Turning to volumes, the full year oil and gas production declined by 3%, and there are several factors behind that. Many of these, we regard as uncontrollable as you can plan for the outcomes but you can't actually influence things like OPEC quotas, the gas demand, and weather patterns. What is important here is that in 2009, the impact to production ramp-up at new fields at some 200,000 barrels a day was greater than the natural decline in the portfolio at some 450,000 barrels a day.

LNG volumes increased by 3% for the year, but 18% in Q4 and that reflects cycling coming on-stream. And this is despite the security challenges that we face in Nigeria, that has clearly reduced Nigerian exports and the generally weak demand for gas in oil markets around the world. So the underlying perception, operational reliability, performance was very robust here in 2009.

Turning to the downstream, the downstream earnings declined to a loss of $0.4 billion in the fourth quarter 2009 versus a profit a year ago of $1 billion. The earnings from oil products declined quite significantly from year-ago levels with chemicals actually seeing an increase, as we saw earlier. Some of the markets were showing signs of recovery.

The industry refining margins were under pressure in all regions of the quarter.

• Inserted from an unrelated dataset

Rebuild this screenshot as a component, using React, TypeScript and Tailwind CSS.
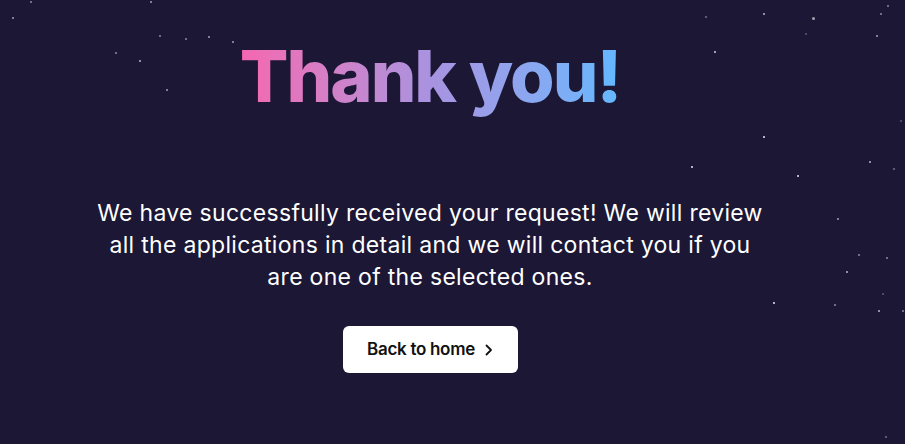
import React from "react";

const stars: [number, number, number, number][] = [
  [12, 17, 1.5, 0.6], [30, 1, 1.5, 0.5], [150, 1, 1.5, 0.6], [115, 52, 1.5, 0.5], [139, 60, 1.5, 0.7],
  [159, 35, 1.5, 0.5], [185, 38, 1.5, 0.5], [208, 36, 1.5, 0.6], [232, 41, 1.5, 0.6], [166, 89, 1.5, 0.6],
  [705, 16, 1.5, 0.4], [763, 13, 1.5, 0.7], [812, 17, 3, 0.6], [880, 13, 2, 0.5], [887, 5, 2, 0.5],
  [876, 35, 1.5, 0.6], [714, 51, 1.5, 0.8], [805, 33, 1.5, 0.3], [763, 136, 1.5, 0.9], [797, 175, 1.5, 0.9],
  [869, 161, 1.5, 0.7], [893, 168, 1.5, 0.4], [837, 218, 2, 0.6], [858, 254, 2, 0.5], [886, 257, 2, 0.5],
  [846, 271, 1.5, 0.7], [773, 302, 1.5, 0.9], [834, 304, 2, 0.5], [878, 310, 1.5, 0.7], [902, 310, 1.5, 0.5],
  [882, 293, 1.5, 0.3], [691, 166, 1.5, 0.9], [885, 436, 1.5, 0.4], [900, 120, 1.5, 0.3],
];

export default function App() {
  return (
    <div
      className="relative w-[905px] h-[444px] overflow-hidden bg-[#1b1735] flex flex-col items-center pr-[45px]"
      style={{ fontFamily: "Inter, 'Noto Sans', sans-serif" }}
    >
      {stars.map(([x, y, s, o], i) => (
        <span
          key={i}
          className="absolute rounded-full bg-white"
          style={{ left: x, top: y, width: s, height: s, opacity: o }}
        />
      ))}
      <h1 className="mt-[31px] text-[72px] leading-[90px] font-extrabold tracking-[-2px] bg-gradient-to-r from-[#f566b0] via-[#a893e0] to-[#62b8ff] bg-clip-text text-transparent">
        Thank you!
      </h1>
      <p className="mt-[76px] w-[672px] text-center text-white text-[23px] leading-[32px] font-normal tracking-[0.3px]">
        We have successfully received your request! We will review all the applications in detail and we will contact you if you are one of the selected ones.
      </p>
      <button className="mt-[33px] w-[175px] h-[47px] rounded-[6px] bg-white flex items-center justify-center gap-[9px] text-[#111] text-[17px] font-semibold tracking-[-0.3px]">
        Back to home
        <svg width="9" height="12" viewBox="0 0 9 12" fill="none">
          <path d="M2.5 1.5L7 6L2.5 10.5" stroke="#111" strokeWidth="1.8" strokeLinecap="round" strokeLinejoin="round" />
        </svg>
      </button>
    </div>
  );
}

But for Shell over 60% of our refining capacity sits in Asia and Europe. That's the highest percentage in the global refining peer group. And you can see from the earlier charts, these are the areas where the industry margins were by far the weakest during the quarter.

Our Q4 to Q4 refinery intake with volumes going through the refineries fell by some 4% as a result of weak demand in the markets but also some choices to [cut runs] for economic reasons. Our marketing portfolio remains resilient across the cycle, not just the past quarter but the past two years as prices have gone up and down. But the earnings in Q4 declined significantly from both the fourth quarter of 2008 and in the third quarter of 2009.

The steadily increasing oil price in the quarter combined with the weak demand squeezes margins in both refining and marketing and that's a very different picture to the fourth quarter in 2008 when oil prices fell by around $55 per barrel in the quarter itself and that does lead to some parachute effects which helps down stream marketing margins in such a scenario. Chemicals earnings for $200 million in Q4 2009 were similar to third quarter levels. The environment does remain difficult but with some positive trends in Asia.

So those are the results, the earnings. And turning to cash flow and the balance sheet, looking at the cash position over the last 12 months, upstream and downstream cash inflows and outflows have been broadly balanced. However, we've been running a deficit at the group level in 2009 as cash flow is essentially half. That’s cash flow generated from operations, half from the 2008 levels, including the $5 billion deduction from operating cash flow to reflect the pension fund contribution that we made largely in the second quarter.

This has meant an increase of the debt and the gearing and we've used the balance sheet to maintain the investment program for the medium term and to maintain the dividend. During the end of the year it was 15.5% and that’s a bit low where we've previously projected. That was due to slightly lower level of actual pension contributions and net capital spending was lower than planned, as well as the fact that the cash flow remains resilient through the year. The gearing is well below the 30% ceiling that we see as acceptable. So we're watching this very closely but so far, so good.

Now let me turn to investments. At the beginning of the year, we gave you guidance for 2009 net capital spending of $31 billion to $32 billion and we delivered at the end of year below this level. For 2010, let me reconfirm prior guidance for net spending of some $28 billion. This figure includes our latest view on likely spending for 2010 in Iraq, which of course is an additional activity that was not foreseen when we first talked about $28 billion.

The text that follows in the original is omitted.